I'll whisper it in her ear.

gregory orr Posted by Picasa

Tuesday, January 09, 2007


Sadness is there, too.
All the sadness in the world.
Because the tide ebbs,
Because the wild waves
Punish the shore
And the small lives live there.
Because the body is scattered.
Because death is real
And sometimes death is not
Even the worst of it.

If sadness did not run
Like a river through the Book,
Why would we go there?
What would we drink?

-gregory orr

(photo by jerry uelsmann) Posted by Picasa

Sunday, January 07, 2007

Friday, January 05, 2007

I am the rat's star today

My friend, my friend, I was born
doing reference work in sin, and born
confessing it. This is what poems are:
with mercy
for the greedy,
they are the tongue’s wrangle,
the world’s pottage, the rat’s star.


-anne sexton

Wednesday, January 03, 2007

I have been reading “Autobiography of a Face” by Lucy Grealy for the last few days. I found it in a used bookstore on Sunday along with the collected works of H.D which I had been looking for, for years.
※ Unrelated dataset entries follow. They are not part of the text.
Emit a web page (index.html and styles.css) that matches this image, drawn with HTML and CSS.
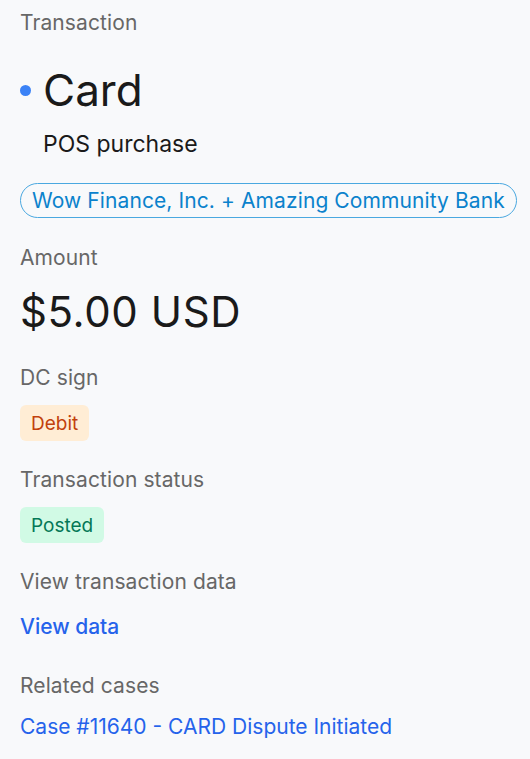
FILE: index.html
```html
<!DOCTYPE html>
<html>
<head>
<meta charset="utf-8">
<link rel="stylesheet" href="styles.css">
</head>
<body>
<div class="panel">
  <div class="label first">Transaction</div>
  <div class="title-row">
    <span class="dot"></span>
    <span class="title">Card</span>
  </div>
  <div class="subtitle">POS purchase</div>
  <div class="pill-row"><span class="pill">Wow Finance, Inc. + Amazing Community Bank</span></div>

  <div class="label">Amount</div>
  <div class="amount">$5.00 USD</div>

  <div class="label">DC sign</div>
  <div class="badge-row"><span class="badge debit">Debit</span></div>

  <div class="label">Transaction status</div>
  <div class="badge-row"><span class="badge posted">Posted</span></div>

  <div class="label">View transaction data</div>
  <div class="link-row"><a class="link strong" href="#">View data</a></div>

  <div class="label related">Related cases</div>
  <div class="link-row tight"><a class="link" href="#">Case #11640 - CARD Dispute Initiated</a></div>
</div>
</body>
</html>
```
FILE: styles.css
```css
html, body {
  margin: 0;
  padding: 0;
  background: #f8f9fb;
}
body {
  font-family: Inter, "Noto Sans", sans-serif;
  color: #1a1a1a;
}
.panel {
  padding: 9px 20px 0 20px;
  display: flex;
  flex-direction: column;
}
.label {
  font-size: 21px;
  line-height: 28px;
  color: #676767;
  margin-top: 25px;
  letter-spacing: 0.1px;
}
.label.first {
  margin-top: 0;
}
.label.related {
  margin-top: 31px;
}
.title-row {
  display: flex;
  align-items: center;
  margin-top: 27px;
  height: 52px;
}
.dot {
  width: 11px;
  height: 11px;
  border-radius: 50%;
  background: #3b82f6;
  margin: 0 12px 0 0;
}
.title {
  font-size: 44px;
  line-height: 52px;
  color: #1a1a1a;
}
.subtitle {
  font-size: 23px;
  line-height: 30px;
  margin: 13px 0 0 23px;
  color: #1a1a1a;
}
.pill-row {
  display: flex;
  margin-top: 24px;
}
.pill {
  flex-shrink: 0;
  white-space: nowrap;
  border: 1px solid #4aa8e0;
  border-radius: 18px;
  padding: 0 11px;
  height: 33px;
  display: flex;
  align-items: center;
  font-size: 21px;
  letter-spacing: 0.1px;
  color: #0b82cc;
}
.pill-row + .label {
  margin-top: 26px;
}
.amount {
  font-size: 42px;
  line-height: 50px;
  margin-top: 15px;
  letter-spacing: 0.6px;
  color: #1a1a1a;
}
.amount + .label {
  margin-top: 27px;
}
.badge-row {
  display: flex;
  margin-top: 13px;
}
.badge {
  height: 36px;
  padding: 0 11px;
  border-radius: 6px;
  display: flex;
  align-items: center;
  font-size: 19px;
}
.badge.debit {
  background: #ffedd5;
  color: #c2410c;
}
.badge.posted {
  background: #d1fae5;
  color: #047857;
}
.link-row {
  margin-top: 17px;
}
.link-row.tight {
  margin-top: 13px;
}
.link {
  font-size: 21px;
  line-height: 28px;
  color: #2563eb;
  text-decoration: none;
  display: block;
}
.link.strong {
  font-weight: 500;
}
```
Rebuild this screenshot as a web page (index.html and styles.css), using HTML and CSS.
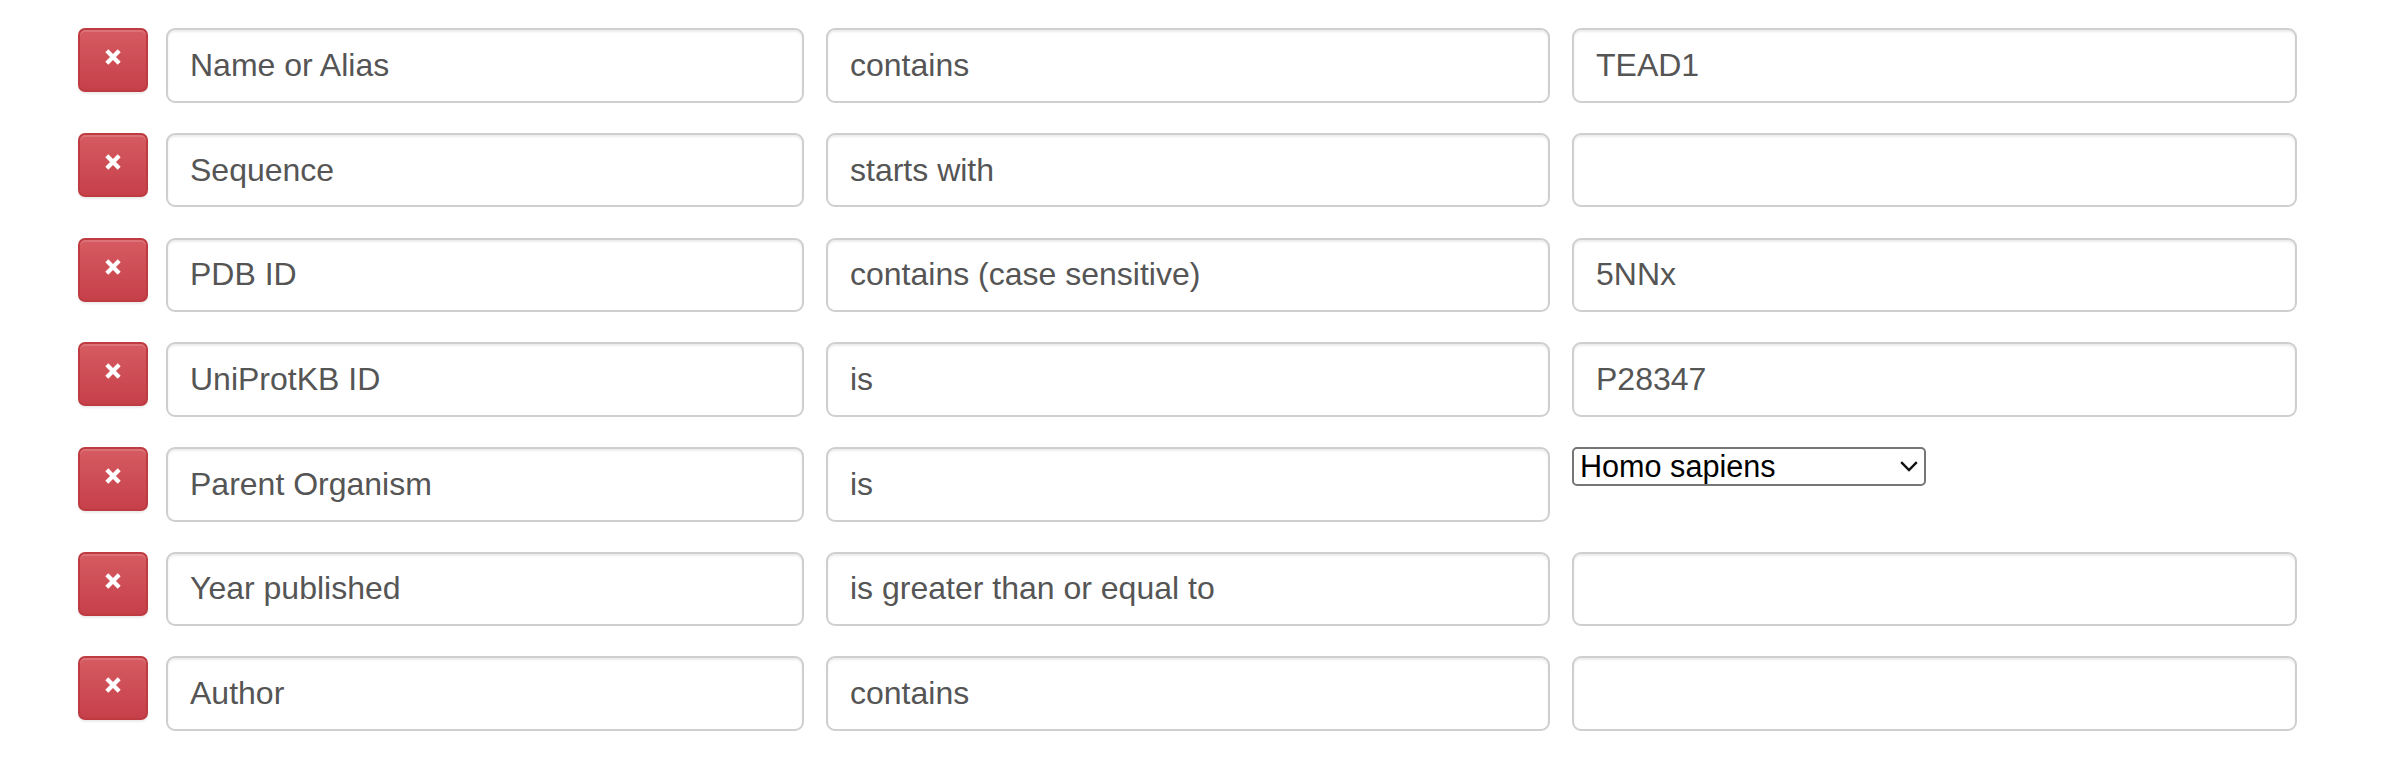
FILE: index.html
```html
<!DOCTYPE html>
<html lang="en">
<head>
<meta charset="utf-8">
<title>Search criteria</title>
<link rel="stylesheet" href="styles.css">
</head>
<body>
<div class="criteria">
  <div class="row">
    <button class="remove" type="button" aria-label="Remove"><svg class="x" viewBox="0 0 16 16" width="16" height="16"><path d="M1.8 1.8 L14.2 14.2 M14.2 1.8 L1.8 14.2" /></svg></button>
    <div class="field c1">Name or Alias</div>
    <div class="field c2">contains</div>
    <div class="field c3">TEAD1</div>
  </div>
  <div class="row">
    <button class="remove" type="button" aria-label="Remove"><svg class="x" viewBox="0 0 16 16" width="16" height="16"><path d="M1.8 1.8 L14.2 14.2 M14.2 1.8 L1.8 14.2" /></svg></button>
    <div class="field c1">Sequence</div>
    <div class="field c2">starts with</div>
    <div class="field c3"></div>
  </div>
  <div class="row">
    <button class="remove" type="button" aria-label="Remove"><svg class="x" viewBox="0 0 16 16" width="16" height="16"><path d="M1.8 1.8 L14.2 14.2 M14.2 1.8 L1.8 14.2" /></svg></button>
    <div class="field c1">PDB ID</div>
    <div class="field c2">contains (case sensitive)</div>
    <div class="field c3">5NNx</div>
  </div>
  <div class="row">
    <button class="remove" type="button" aria-label="Remove"><svg class="x" viewBox="0 0 16 16" width="16" height="16"><path d="M1.8 1.8 L14.2 14.2 M14.2 1.8 L1.8 14.2" /></svg></button>
    <div class="field c1">UniProtKB ID</div>
    <div class="field c2">is</div>
    <div class="field c3">P28347</div>
  </div>
  <div class="row">
    <button class="remove" type="button" aria-label="Remove"><svg class="x" viewBox="0 0 16 16" width="16" height="16"><path d="M1.8 1.8 L14.2 14.2 M14.2 1.8 L1.8 14.2" /></svg></button>
    <div class="field c1">Parent Organism</div>
    <div class="field c2">is</div>
    <div class="dropdown"><span>Homo sapiens</span><svg class="chev" viewBox="0 0 18 11" width="18" height="11"><polyline points="1.2,1.2 9,9 16.8,1.2" /></svg></div>
  </div>
  <div class="row">
    <button class="remove" type="button" aria-label="Remove"><svg class="x" viewBox="0 0 16 16" width="16" height="16"><path d="M1.8 1.8 L14.2 14.2 M14.2 1.8 L1.8 14.2" /></svg></button>
    <div class="field c1">Year published</div>
    <div class="field c2">is greater than or equal to</div>
    <div class="field c3"></div>
  </div>
  <div class="row">
    <button class="remove" type="button" aria-label="Remove"><svg class="x" viewBox="0 0 16 16" width="16" height="16"><path d="M1.8 1.8 L14.2 14.2 M14.2 1.8 L1.8 14.2" /></svg></button>
    <div class="field c1">Author</div>
    <div class="field c2">contains</div>
    <div class="field c3"></div>
  </div>
</div>
</body>
</html>
```

FILE: styles.css
```css
html, body {
  margin: 0;
  background: #ffffff;
}

body {
  font-family: "Liberation Sans", Arial, Helvetica, sans-serif;
}

.criteria {
  padding: 28.3px 0 0 78px;
}

.row {
  display: flex;
  align-items: flex-start;
  height: 74.5px;
  margin-bottom: 30.2px;
}

.remove {
  box-sizing: border-box;
  flex: 0 0 70px;
  width: 70px;
  height: 64px;
  margin: 0 18px 0 0;
  padding: 19px 0 0 0;
  border: 2px solid #bd3b41;
  border-radius: 7px;
  background: linear-gradient(to bottom, #d65b61 0%, #c6404a 100%);
  box-shadow: inset 0 2px 0 rgba(255, 255, 255, 0.15), 0 2px 2px rgba(0, 0, 0, 0.075);
  display: flex;
  justify-content: center;
  align-items: flex-start;
  cursor: pointer;
}

.x {
  display: block;
}

.x path {
  stroke: #ffffff;
  stroke-width: 4.2;
  fill: none;
}

.field {
  box-sizing: border-box;
  height: 74.5px;
  border: 2px solid #cfcfcf;
  border-radius: 9px;
  box-shadow: inset 0 2px 2px rgba(0, 0, 0, 0.075);
  background: #ffffff;
  padding: 0 22px;
  display: flex;
  align-items: center;
  font-size: 32px;
  color: #555555;
  white-space: nowrap;
}

.c1 {
  flex: 0 0 638px;
  width: 638px;
}

.c2 {
  flex: 0 0 724px;
  width: 724px;
  margin-left: 22px;
}

.c3 {
  flex: 0 0 725px;
  width: 725px;
  margin-left: 22px;
}

.dropdown {
  box-sizing: border-box;
  flex: 0 0 354px;
  width: 354px;
  height: 39px;
  margin-left: 22px;
  border: 2px solid #767676;
  border-radius: 5px;
  background: #ffffff;
  padding: 0 6px 0 6px;
  display: flex;
  align-items: center;
  justify-content: space-between;
  font-size: 30.6px;
  color: #000000;
}

.chev {
  display: block;
}

.chev polyline {
  stroke: #111111;
  stroke-width: 2.4;
  fill: none;
}
```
I scared the crap out of the person down the stacks when I saw her collected (made physical noises) and strapped it to my breast like a small child then like a BAD mother brought it to my house and lost it in my own stacks.

Read Grealy’s book if you have not already. She was a poet and then wrote a memoir before it was cool to do such things. She had cancer as a child which left her face disfigured and there’s no happy ending. No Oprah saying it made her better or stronger, nothing more than a brilliant book.

After I finished the book Em came in and said, “did you know she is dead?” Which really sucked b/c I didn’t KNOW and I wrote my own happy ending even if Grealy could not. I didn’t give her a drug overdose at 39. I gave her hair and better surgeries and maybe a few more lovers.

I don’t think I’m a poet. I might be a fairy tale writer.

Now I’m sad and want to go have tea.